Neil Young lance le troisième volume de ses archives, un enregistrement live datant de 1968. Fascinant polaroïd d'un artiste sur le point de devenir un mythe du rock.

On a souvent dit que Neil Young regardait toujours en avant. C'est, en partie, ce qui lui a permis de se renouveler constamment, parfois pour le meilleur (Freedom, Ragged Glory) parfois pour le pire (Trans, Hawks and Doves, Are you Passionate?).

 

Mais depuis quelques années, M. Young semble de plus en plus porté sur le passé. Sur son passé. On peut mettre ça sur le compte de l'âge, de la nostalgie ou d'un besoin impératif de faire le ménage dans ses vieilles valises. Toujours est-il que Young a enfin commencé à ressortir des enregistrements inédits de sa longue et prolifique carrière, par le truchement de la série NYASP (Neil Young Archives Performance Series).
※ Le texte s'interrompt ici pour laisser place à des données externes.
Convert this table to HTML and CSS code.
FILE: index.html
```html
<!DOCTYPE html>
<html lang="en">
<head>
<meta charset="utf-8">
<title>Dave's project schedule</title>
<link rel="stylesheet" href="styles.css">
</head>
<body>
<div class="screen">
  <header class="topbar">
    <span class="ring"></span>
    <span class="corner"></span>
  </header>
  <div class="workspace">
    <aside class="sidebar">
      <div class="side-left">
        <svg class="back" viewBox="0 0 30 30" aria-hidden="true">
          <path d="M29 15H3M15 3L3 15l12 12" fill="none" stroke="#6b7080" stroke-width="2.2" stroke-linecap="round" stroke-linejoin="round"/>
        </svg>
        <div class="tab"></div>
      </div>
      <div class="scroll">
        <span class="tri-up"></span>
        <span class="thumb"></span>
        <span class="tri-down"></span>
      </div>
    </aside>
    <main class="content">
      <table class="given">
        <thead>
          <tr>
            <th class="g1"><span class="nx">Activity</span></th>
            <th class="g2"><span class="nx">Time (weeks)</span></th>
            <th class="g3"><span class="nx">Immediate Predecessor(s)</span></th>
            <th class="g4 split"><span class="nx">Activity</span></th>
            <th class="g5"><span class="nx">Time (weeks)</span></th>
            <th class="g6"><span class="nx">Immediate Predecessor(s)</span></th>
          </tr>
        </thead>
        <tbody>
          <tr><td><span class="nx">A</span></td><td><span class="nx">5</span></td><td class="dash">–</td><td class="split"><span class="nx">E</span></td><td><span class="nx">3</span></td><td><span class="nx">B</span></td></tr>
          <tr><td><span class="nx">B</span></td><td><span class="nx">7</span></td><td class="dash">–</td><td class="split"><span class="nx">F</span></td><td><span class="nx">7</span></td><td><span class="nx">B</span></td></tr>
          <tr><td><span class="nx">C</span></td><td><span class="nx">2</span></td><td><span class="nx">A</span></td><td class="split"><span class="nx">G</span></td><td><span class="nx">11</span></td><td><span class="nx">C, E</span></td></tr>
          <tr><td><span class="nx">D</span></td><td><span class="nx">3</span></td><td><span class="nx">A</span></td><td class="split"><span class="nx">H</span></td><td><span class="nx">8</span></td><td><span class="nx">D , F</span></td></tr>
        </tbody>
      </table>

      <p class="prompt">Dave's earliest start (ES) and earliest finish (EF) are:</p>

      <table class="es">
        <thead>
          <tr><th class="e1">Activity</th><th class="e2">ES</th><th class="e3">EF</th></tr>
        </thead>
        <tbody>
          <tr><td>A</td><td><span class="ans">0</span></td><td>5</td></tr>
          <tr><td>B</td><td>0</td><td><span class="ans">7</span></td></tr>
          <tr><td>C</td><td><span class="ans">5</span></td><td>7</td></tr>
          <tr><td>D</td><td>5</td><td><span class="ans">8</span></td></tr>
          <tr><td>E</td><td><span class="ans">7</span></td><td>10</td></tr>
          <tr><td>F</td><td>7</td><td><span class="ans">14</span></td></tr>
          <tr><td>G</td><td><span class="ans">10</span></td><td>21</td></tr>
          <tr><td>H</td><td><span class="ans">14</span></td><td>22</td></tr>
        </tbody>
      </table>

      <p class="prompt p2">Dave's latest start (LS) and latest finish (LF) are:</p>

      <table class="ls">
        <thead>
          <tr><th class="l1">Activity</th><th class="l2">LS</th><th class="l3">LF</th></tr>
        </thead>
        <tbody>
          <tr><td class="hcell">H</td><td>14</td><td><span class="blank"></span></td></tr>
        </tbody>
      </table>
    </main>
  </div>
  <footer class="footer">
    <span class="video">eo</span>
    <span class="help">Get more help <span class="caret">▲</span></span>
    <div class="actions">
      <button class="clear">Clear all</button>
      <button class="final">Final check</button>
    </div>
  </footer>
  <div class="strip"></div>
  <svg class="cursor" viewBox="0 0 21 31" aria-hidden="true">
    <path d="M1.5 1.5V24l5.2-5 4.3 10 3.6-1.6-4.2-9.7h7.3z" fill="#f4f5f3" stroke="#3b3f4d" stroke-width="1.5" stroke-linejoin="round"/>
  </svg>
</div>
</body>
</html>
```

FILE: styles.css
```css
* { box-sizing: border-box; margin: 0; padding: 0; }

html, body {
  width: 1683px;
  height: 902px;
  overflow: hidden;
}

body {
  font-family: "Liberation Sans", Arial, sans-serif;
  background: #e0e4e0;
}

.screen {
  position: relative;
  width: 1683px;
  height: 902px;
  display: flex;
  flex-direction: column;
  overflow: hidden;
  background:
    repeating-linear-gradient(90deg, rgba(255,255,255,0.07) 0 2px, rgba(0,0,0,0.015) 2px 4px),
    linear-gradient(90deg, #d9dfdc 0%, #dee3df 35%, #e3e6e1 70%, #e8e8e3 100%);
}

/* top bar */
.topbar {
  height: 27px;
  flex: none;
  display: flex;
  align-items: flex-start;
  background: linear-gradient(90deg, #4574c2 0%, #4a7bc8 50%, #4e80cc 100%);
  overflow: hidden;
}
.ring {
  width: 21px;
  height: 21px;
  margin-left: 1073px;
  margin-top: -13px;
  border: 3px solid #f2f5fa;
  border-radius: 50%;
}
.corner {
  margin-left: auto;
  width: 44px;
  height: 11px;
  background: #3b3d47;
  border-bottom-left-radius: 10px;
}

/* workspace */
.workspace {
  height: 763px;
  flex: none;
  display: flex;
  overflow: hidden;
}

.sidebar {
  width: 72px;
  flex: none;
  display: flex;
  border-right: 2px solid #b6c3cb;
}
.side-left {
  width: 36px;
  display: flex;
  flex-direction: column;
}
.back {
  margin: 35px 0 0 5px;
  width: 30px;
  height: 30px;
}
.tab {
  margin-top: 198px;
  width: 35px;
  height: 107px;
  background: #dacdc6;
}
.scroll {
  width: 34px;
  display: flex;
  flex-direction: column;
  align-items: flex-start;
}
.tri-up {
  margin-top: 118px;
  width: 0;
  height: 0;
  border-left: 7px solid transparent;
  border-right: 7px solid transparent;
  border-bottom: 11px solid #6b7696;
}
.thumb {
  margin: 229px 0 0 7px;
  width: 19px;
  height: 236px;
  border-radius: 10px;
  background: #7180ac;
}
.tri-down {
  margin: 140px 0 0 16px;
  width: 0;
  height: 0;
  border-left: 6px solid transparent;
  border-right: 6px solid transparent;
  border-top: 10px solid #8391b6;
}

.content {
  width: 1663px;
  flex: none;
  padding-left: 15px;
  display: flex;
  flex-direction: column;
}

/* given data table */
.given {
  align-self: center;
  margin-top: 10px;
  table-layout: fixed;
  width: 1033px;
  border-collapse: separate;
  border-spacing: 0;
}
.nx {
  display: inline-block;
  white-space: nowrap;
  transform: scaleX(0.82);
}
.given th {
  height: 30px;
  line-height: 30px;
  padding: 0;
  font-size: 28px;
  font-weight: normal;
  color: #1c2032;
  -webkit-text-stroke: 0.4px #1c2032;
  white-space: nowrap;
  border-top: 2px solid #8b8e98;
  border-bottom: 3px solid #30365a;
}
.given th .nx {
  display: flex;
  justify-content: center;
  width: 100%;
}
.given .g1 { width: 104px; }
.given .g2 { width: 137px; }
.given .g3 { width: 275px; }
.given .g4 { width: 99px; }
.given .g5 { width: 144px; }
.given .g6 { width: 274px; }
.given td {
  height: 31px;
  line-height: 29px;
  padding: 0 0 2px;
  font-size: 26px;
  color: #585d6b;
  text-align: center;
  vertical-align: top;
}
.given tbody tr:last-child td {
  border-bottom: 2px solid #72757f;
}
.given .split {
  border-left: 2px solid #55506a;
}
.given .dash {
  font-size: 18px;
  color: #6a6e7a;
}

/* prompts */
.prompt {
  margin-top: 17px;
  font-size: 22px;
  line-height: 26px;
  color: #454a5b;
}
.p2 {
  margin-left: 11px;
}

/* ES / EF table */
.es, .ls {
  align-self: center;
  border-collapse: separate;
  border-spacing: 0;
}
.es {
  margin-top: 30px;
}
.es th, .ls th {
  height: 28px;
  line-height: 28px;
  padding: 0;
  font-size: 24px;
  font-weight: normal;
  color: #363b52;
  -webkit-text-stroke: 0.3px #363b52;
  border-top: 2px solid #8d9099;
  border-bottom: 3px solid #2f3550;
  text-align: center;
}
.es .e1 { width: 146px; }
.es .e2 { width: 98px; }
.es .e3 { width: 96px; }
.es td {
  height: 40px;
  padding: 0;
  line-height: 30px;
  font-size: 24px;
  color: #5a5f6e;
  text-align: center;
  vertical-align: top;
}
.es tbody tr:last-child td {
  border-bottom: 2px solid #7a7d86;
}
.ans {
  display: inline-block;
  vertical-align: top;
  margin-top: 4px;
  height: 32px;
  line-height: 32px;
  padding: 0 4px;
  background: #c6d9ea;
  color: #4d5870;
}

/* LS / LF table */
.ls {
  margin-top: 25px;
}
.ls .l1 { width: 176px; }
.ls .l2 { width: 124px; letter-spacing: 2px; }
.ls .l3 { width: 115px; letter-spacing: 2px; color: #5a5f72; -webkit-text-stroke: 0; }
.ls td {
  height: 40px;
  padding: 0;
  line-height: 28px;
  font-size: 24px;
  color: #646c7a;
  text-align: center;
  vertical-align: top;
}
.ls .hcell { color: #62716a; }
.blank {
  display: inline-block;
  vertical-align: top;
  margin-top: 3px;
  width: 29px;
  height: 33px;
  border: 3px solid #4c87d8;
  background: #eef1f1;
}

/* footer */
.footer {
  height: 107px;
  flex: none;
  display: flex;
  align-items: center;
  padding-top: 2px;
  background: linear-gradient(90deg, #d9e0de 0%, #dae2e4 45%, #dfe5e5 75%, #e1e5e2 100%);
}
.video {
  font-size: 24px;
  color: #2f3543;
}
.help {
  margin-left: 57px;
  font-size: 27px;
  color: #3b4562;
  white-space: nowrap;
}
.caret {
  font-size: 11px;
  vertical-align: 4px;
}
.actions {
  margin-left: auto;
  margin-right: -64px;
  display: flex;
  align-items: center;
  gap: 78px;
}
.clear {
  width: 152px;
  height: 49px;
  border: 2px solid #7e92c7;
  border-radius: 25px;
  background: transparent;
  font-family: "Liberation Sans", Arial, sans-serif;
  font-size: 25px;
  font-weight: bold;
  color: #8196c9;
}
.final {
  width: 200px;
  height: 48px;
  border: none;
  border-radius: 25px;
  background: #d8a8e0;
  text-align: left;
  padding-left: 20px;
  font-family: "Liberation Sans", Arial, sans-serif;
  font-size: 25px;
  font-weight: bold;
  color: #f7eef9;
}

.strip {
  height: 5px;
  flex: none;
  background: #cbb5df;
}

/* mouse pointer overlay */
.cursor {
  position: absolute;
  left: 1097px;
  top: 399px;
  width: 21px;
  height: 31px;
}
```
Après le Live at Fillmore East de 1970 et le Live au Massey Hall de Toronto en 1971, le Canadien errant vient de lancer l'excellent Sugar Mountain, témoin d'un concert donné au Canterbury House de Ann Harbor (Michigan) en novembre 1968.
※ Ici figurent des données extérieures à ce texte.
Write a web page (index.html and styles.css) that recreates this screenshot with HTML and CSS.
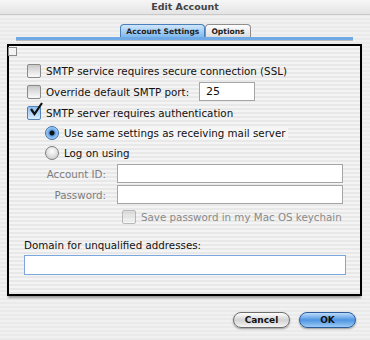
FILE: index.html
```html
<!DOCTYPE html>
<html lang="en">
<head>
    <meta charset="UTF-8">
    <title>Edit Account</title>
    <link rel="stylesheet" href="styles.css">
</head>
<body>
<div class="window">
    <div class="titlebar">Edit Account</div>

    <div class="tabs">
        <span class="tab tab-active">Account Settings</span>
        <span class="tab">Options</span>
    </div>
    <div class="tab-line"></div>

    <div class="pane">
        <span class="handle"></span>

        <div class="row">
            <span class="check"></span>
            <span>SMTP service requires secure connection (SSL)</span>
        </div>
        <div class="row">
            <span class="check"></span>
            <span>Override default SMTP port:</span>
            <span class="field port">25</span>
        </div>
        <div class="row">
            <span class="check checked">
                <svg width="16" height="16" viewBox="0 0 16 16"><path d="M3 7 L6.5 12 L14 1" fill="none" stroke="#111" stroke-width="2.2"/></svg>
            </span>
            <span>SMTP server requires authentication</span>
        </div>
        <div class="row sub">
            <span class="radio on"></span>
            <span class="hl">Use same settings as receiving mail server</span>
        </div>
        <div class="row sub">
            <span class="radio"></span>
            <span>Log on using</span>
        </div>
        <div class="row field-row">
            <span class="label">Account ID:</span>
            <span class="field wide"></span>
        </div>
        <div class="row field-row">
            <span class="label">Password:</span>
            <span class="field wide"></span>
        </div>
        <div class="row keychain">
            <span class="check dim"></span>
            <span class="disabled">Save password in my Mac OS keychain</span>
        </div>

        <div class="domain-label">Domain for unqualified addresses:</div>
        <div class="field domain"></div>
    </div>

    <div class="buttons">
        <span class="btn">Cancel</span>
        <span class="btn btn-ok">OK</span>
    </div>
</div>
</body>
</html>
```

FILE: styles.css
```css
body{
    margin: 0;
    font-family: "DejaVu Sans", sans-serif;
    font-size: 10.3px;
    color: #111;
}

.window{
    width: 370px;
    height: 340px;
    background: repeating-linear-gradient(#f1f1f1 0 2px, #eaeaea 2px 4px);
    overflow: hidden;
}

.titlebar{
    height: 14px;
    line-height: 14px;
    text-align: center;
    font-size: 9.5px;
    font-weight: bold;
    color: #444;
    background: linear-gradient(#f6f6f6, #e4e4e4);
    border-bottom: 1px solid #c8c8c8;
}

/* -------------------------- TABS -------------------------- */
.tabs{
    display: flex;
    justify-content: center;
    padding-top: 9px;
    padding-left: 1px;
    height: 13px;
}

.tab{
    font-size: 7.6px;
    font-weight: bold;
    line-height: 13px;
    padding: 0 5px;
    border: 1px solid #8e8e8e;
    border-bottom: none;
    border-radius: 4px 4px 0 0;
    background: linear-gradient(#fdfdfd, #dedede);
    color: #222;
}
.tab-active{
    background: linear-gradient(#cfe6fb, #7fb9ee);
    border-color: #4b7fb8;
}

.tab-line{
    height: 3px;
    margin: 0 17px 0 16px;
    background: #6fa9e6;
    border-bottom: 1px solid #b9b9b9;
}

/* -------------------------- PANE -------------------------- */
.pane{
    position: relative;
    margin: 3px 8px 0 7px;
    height: 234px;
    padding: 14px 0 0 18px;
    border: 2px solid #000;
    background: repeating-linear-gradient(#f4f4f4 0 2px, #e8e8e8 2px 4px);
    box-shadow: 0 3px 2px -1px #9a9a9a;
}

.handle{
    position: absolute;
    left: -1px;
    top: 1px;
    width: 7px;
    height: 7px;
    border: 1px solid #8a8a8a;
    background: #f4f4f4;
}

.row{
    display: flex;
    align-items: center;
    height: 21px;
    gap: 5px;
}
.row.sub{
    padding-left: 18px;
    height: 20px;
}

.check{
    width: 12px;
    height: 12px;
    border: 1px solid #8a8a8a;
    border-radius: 2px;
    background: linear-gradient(#c9c9c9, #fafafa);
    position: relative;
    flex: none;
}
.check.checked{
    background: linear-gradient(#8dbdf0, #d9ecfd);
    border-color: #5583b6;
}
.check svg{
    position: absolute;
    left: 0;
    top: -5px;
}
.check.dim{
    opacity: 0.55;
}

.radio{
    width: 12px;
    height: 12px;
    border: 1px solid #808080;
    border-radius: 50%;
    background: radial-gradient(circle at 50% 35%, #fefefe, #c4c4c4);
    flex: none;
}
.radio.on{
    background: radial-gradient(circle, #111 0 2px, #5c9ee6 3px, #a8d0f7 6px);
    border-color: #3c6fa8;
}

.hl{
    background: #f5f5f5;
    padding-right: 2px;
}

.field{
    display: block;
    height: 17px;
    line-height: 17px;
    background: #fff;
    border: 1px solid #a5a5a5;
    box-sizing: border-box;
    padding-left: 6px;
    font-size: 11px;
}
.port{
    width: 56px;
    margin-left: 5px;
    height: 19px;
}

.field-row{
    gap: 11px;
}
.label{
    width: 79px;
    text-align: right;
    color: #7d7d7d;
}
.wide{
    width: 226px;
    height: 19px;
}

.keychain{
    padding-left: 95px;
    height: 24px;
}
.disabled{
    color: #8a8a8a;
}

.domain-label{
    margin-top: 10px;
    margin-left: -3px;
}
.domain{
    margin: 4px 0 0 -3px;
    width: 322px;
    height: 20px;
    border: 1px solid #7aa7dc;
}

/* -------------------------- BUTTONS -------------------------- */
.buttons{
    display: flex;
    justify-content: flex-end;
    gap: 9px;
    padding: 16px 14px 0 0;
}

.btn{
    width: 55px;
    height: 14px;
    line-height: 14px;
    text-align: center;
    font-size: 9px;
    font-weight: bold;
    border-radius: 8px;
    border: 1px solid #6d6d6d;
    background: linear-gradient(#ffffff, #d2d2d2 50%, #f4f4f4);
    box-shadow: 0 1px 2px #999;
}
.btn-ok{
    border-color: #2a5b9c;
    background: linear-gradient(#bfdcfa, #4f95e2 50%, #9ccaf5);
}
```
Si vous aimez la période After the Gold Rush et les premiers enregistrements folk de Young, vous en aurez probablement pour votre argent avec cette prestation 100% acoustique.

Au moment de cet enregistrement, l'artiste n'avait pas encore gravé son premier album solo. Il sortait tout juste de l'aventure Buffalo Springfield (le groupe qui l'a fait connaître) et la compagnie de disques (Reprise) souhaitait voir comment son nouveau protégé se débrouillait seul sur scène. Le spectacle du Canterbury Hall, enregistré en deux jours sur un magnétophone deux pistes, était en quelque sorte un «test», pour voir comment le public répondait aux nouvelles chansons - et surtout, à la voix pour le moins originale! - du jeune auteur-compositeur-interprète.

La suite donnera raison à Young, mais il est vrai qu'en 1969 le Canadien n'avait jamais vraiment fait ses preuves en dehors d'un groupe de rock.

Outre ses succès avec Buffalo Springfield, ici revisités en format folk (Expecting to Fly, Mr. Soul, On the Way Home, Nowadays Clancy can't even Sing, Broken Arrow) ce Live révèle des chansons appelées à devenir des piliers de son répertoire. C'était la première fois, notamment, que Young interprétait Sugar Mountain devant public On peut aussi l'entendre égrener le riff de Winterlong, avant de plonger dans les titres de son premier album solo, qui n'était encore qu'un projet en devenir (The Loner, Last Trip to Tulsa). Les fans de l'album After the Gold Rush (1970) reconnaîtront enfin une version déjà définitive de la ballade Birds. Petit bonus pour les fans: le tout est parsemé de monologues où le chanteur démontre d'improbables aptitudes de «stand up».

Sugar Mountain ne s'adresse-t-il qu'aux mordus? Oui et non. Au-delà des vos affinités avec Neil Young, il y a dans ce disque un paquet de super chansons, livrées par un interprète sensible et doué.

D'un point de vue historique, c'est aussi le polaroïd d'un auteur-compositeur à la croisée des chemins, à l'orée d'une carrière en solo qui connaîtra le succès que l'on sait.